GPUs are down and training is stalled even after waiting for about an hour - an idea what might be the issue? This is my train_multigpu_finetune.sh script:

thanks!

Hi
This seems like a data problem. Could you share your data list dataset_vsall.json file. Also what model are you training? problem type 2d/3d classification/segmentation?
Thanks

Hi, I’m working with “clara_train_covid19_3d_ct_classification”, dataset.json is attached - please change extension back from .log to .json (can’t upload .json on forum). dataset_0vsall.log (123.6 KB)
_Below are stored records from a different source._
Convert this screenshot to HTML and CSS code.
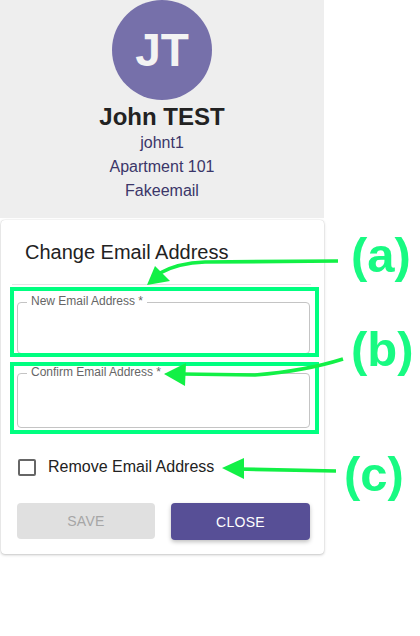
FILE: index.html
```html
<!DOCTYPE html>
<html lang="en">
<head>
<meta charset="utf-8">
<title>Change Email Address</title>
<link rel="stylesheet" href="styles.css">
</head>
<body>
<div class="page">
  <section class="profile">
    <div class="avatar">JT</div>
    <div class="name">John TEST</div>
    <div class="info">johnt1</div>
    <div class="info">Apartment 101</div>
    <div class="info">Fakeemail</div>
  </section>
  <section class="card">
    <h2 class="title">Change Email Address</h2>
    <div class="divider"></div>
    <div class="field field-new">
      <span class="field-label">New Email Address *</span>
    </div>
    <div class="field field-confirm">
      <span class="field-label">Confirm Email Address *</span>
    </div>
    <label class="check-row">
      <span class="checkbox"></span>
      <span class="check-text">Remove Email Address</span>
    </label>
    <div class="actions">
      <button class="btn btn-save" disabled>SAVE</button>
      <button class="btn btn-close">CLOSE</button>
    </div>
  </section>
</div>
<svg class="annotations" width="420" height="636" viewBox="0 0 420 636">
  <rect class="ann-box" x="12" y="289" width="305" height="66"/>
  <rect class="ann-box" x="12" y="364" width="305" height="68"/>
  <path class="ann-line" d="M338 261 L205 262 Q178 263 160 273"/>
  <polygon class="ann-head" points="147,285 155,266 170,281"/>
  <path class="ann-line" d="M343 359 Q305 371 255 375 L182 374"/>
  <polygon class="ann-head" points="164,374 186,363 185,386"/>
  <path class="ann-line" d="M336 471 L238 469"/>
  <polygon class="ann-head" points="222,468 244,458 244,479"/>
  <text class="ann-text" x="351" y="272">(a)</text>
  <text class="ann-text" x="351" y="366">(b)</text>
  <text class="ann-text" x="344" y="491">(c)</text>
</svg>
</body>
</html>
```
FILE: styles.css
```css
html, body {
  margin: 0;
  padding: 0;
  background: #ffffff;
}
body {
  position: relative;
  width: 420px;
  height: 636px;
  overflow: hidden;
  font-family: "Liberation Sans", Arial, sans-serif;
}
.page {
  width: 325px;
}
.profile {
  height: 218px;
  width: 324px;
  background: #eeeeee;
  display: flex;
  flex-direction: column;
  align-items: center;
}
.avatar {
  width: 100px;
  height: 100px;
  border-radius: 50%;
  background: #7670aa;
  color: #f3f3f3;
  font-size: 46px;
  font-weight: bold;
  display: flex;
  align-items: center;
  justify-content: center;
}
.name {
  margin-top: 3px;
  font-size: 24px;
  line-height: 28px;
  font-weight: bold;
  color: #222222;
}
.info {
  font-size: 16px;
  line-height: 24px;
  color: #3b3669;
}
.card {
  margin: 2px 0 0 1px;
  width: 323px;
  background: #ffffff;
  border-radius: 4px;
  box-shadow: 0 1px 3px rgba(0, 0, 0, 0.22), 0 0 1px rgba(0, 0, 0, 0.2);
  padding: 16px 0 14px;
}
.title {
  margin: 0;
  padding: 0 24px;
  font-size: 20px;
  line-height: 32px;
  font-weight: normal;
  color: #222222;
}
.divider {
  margin: 16px 13px 0 11px;
  height: 1px;
  background: #e4e4e4;
}
.field {
  position: relative;
  margin: 17px 14px 0 16px;
  height: 52px;
  box-sizing: border-box;
  border: 1px solid #c4c4c4;
  border-radius: 4px;
}
.field-confirm {
  margin-top: 19px;
  height: 55px;
}
.field-label {
  position: absolute;
  top: -9px;
  left: 9px;
  padding: 0 4px;
  background: #ffffff;
  font-size: 12px;
  line-height: 14px;
  color: #666666;
}
.check-row {
  display: flex;
  align-items: center;
  margin: 27px 0 0 17px;
  height: 24px;
}
.checkbox {
  width: 18px;
  height: 17px;
  box-sizing: border-box;
  border: 2px solid #666666;
  border-radius: 2px;
}
.check-text {
  margin-left: 12px;
  font-size: 16px;
  line-height: 24px;
  color: #222222;
}
.actions {
  display: flex;
  gap: 16px;
  margin: 24px 0 0 16px;
}
.btn {
  width: 138px;
  height: 36px;
  border: none;
  border-radius: 4px;
  font-family: "Liberation Sans", Arial, sans-serif;
  font-size: 14px;
  letter-spacing: 0.3px;
  padding: 0;
}
.btn-save {
  background: #e0e0e0;
  color: #a6a6a6;
}
.btn-close {
  width: 139px;
  height: 37px;
  background: #574f96;
  color: #ffffff;
  box-shadow: 0 2px 4px rgba(0, 0, 0, 0.25);
}
.annotations {
  position: absolute;
  top: 0;
  left: 0;
  pointer-events: none;
}
.ann-box {
  fill: none;
  stroke: #00ff80;
  stroke-width: 4;
}
.ann-line {
  fill: none;
  stroke: #12f046;
  stroke-width: 3.6;
}
.ann-head {
  fill: #12f046;
}
.ann-text {
  font-family: "Liberation Sans", Arial, sans-serif;
  font-weight: bold;
  font-size: 49px;
  fill: #18fa82;
}
```
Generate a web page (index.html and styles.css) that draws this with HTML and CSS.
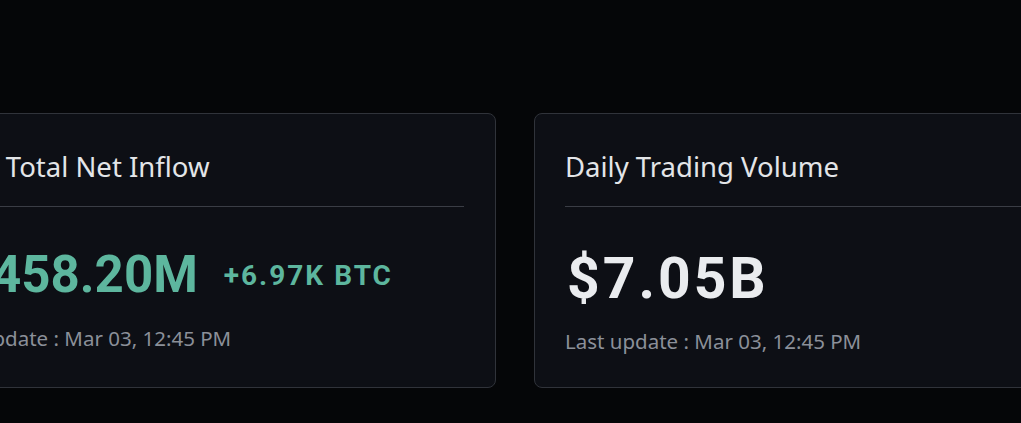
FILE: index.html
```html
<!DOCTYPE html>
<html lang="en">
<head>
<meta charset="utf-8">
<title>ETF Stats</title>
<link rel="stylesheet" href="styles.css">
</head>
<body>
<main class="stats">
  <section class="card">
    <h2 class="card-title">Daily Total Net Inflow</h2>
    <div class="card-divider"></div>
    <div class="value-row">
      <span class="value value-pos">+$458.20M</span>
      <span class="sub-value value-pos">+6.97K BTC</span>
    </div>
    <p class="updated">Last update : Mar 03, 12:45 PM</p>
  </section>
  <section class="card">
    <h2 class="card-title">Daily Trading Volume</h2>
    <div class="card-divider"></div>
    <div class="value-row value-row-lg">
      <span class="value value-lg">$7.05B</span>
    </div>
    <p class="updated">Last update : Mar 03, 12:45 PM</p>
  </section>
</main>
</body>
</html>
```

FILE: styles.css
```css
html, body {
  margin: 0;
  padding: 0;
  background: #050608;
  overflow: hidden;
}

body {
  width: 1021px;
  height: 423px;
  font-family: "Noto Sans", "Open Sans", sans-serif;
}

.stats {
  display: flex;
  gap: 38px;
  padding-top: 113px;
  margin-left: -96px;
}

.card {
  flex: 0 0 592px;
  box-sizing: border-box;
  height: 275px;
  background: #0d0f15;
  border: 1px solid #30333a;
  border-radius: 8px;
  padding: 35px 31px 0 30px;
  display: flex;
  flex-direction: column;
}

.card-title {
  margin: 0;
  font-size: 27.5px;
  line-height: 36px;
  font-weight: 400;
  color: #e3e5e8;
}

.card-divider {
  height: 1px;
  background: #3a3d45;
  margin-top: 21px;
}

.value-row {
  display: flex;
  align-items: center;
  gap: 26px;
  margin-top: 44px;
  height: 48px;
}

.value-row-lg {
  margin-top: 49px;
  height: 46px;
}

.value {
  font-family: Roboto, "Liberation Sans", sans-serif;
  font-weight: 700;
  font-size: 51px;
  line-height: 48px;
  color: #eaecef;
}

.value-lg {
  font-size: 57px;
  line-height: 46px;
  letter-spacing: 3px;
  margin-left: 2px;
}

.value-pos {
  color: #5db69e;
}

.sub-value {
  font-family: Roboto, "Liberation Sans", sans-serif;
  font-weight: 700;
  font-size: 28px;
  letter-spacing: 2px;
}

.updated {
  margin: 27px 0 0 0;
  font-size: 20.5px;
  line-height: 24px;
  color: #8b9099;
}
```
If this is about the dataset wouldn’t we expect for Clara train to not even go into training the first epoch? In my first screen, you can see the error comes from epoch 62.

Hi
Well this actually confirms my guess that it is a data problem. Clara train doesn’t run/check on all the data files before starting. If Clara train starts for 60 epochs then errors out then there is something wrong with the data it sees in this epoch.
Could you shrink the number of files in your data set to 10 or less and see it you can train ?

Another reason (not in your case but in similar situations) would be if you have something different in the validation step and you always get an error on the validation step

Hope that helps

Hi! So it seems like it’s not data-related after performing some experiments. I’d run the same train_finetune.sh script on the same dataset.json and it works. Unfortunately the opposite is also true, different dataset.json files that worked before could suddenly have a continuous “stalled ranks” warning, stalling the training procedure. I’ll try to isolate the problem and share all the configs and warnings.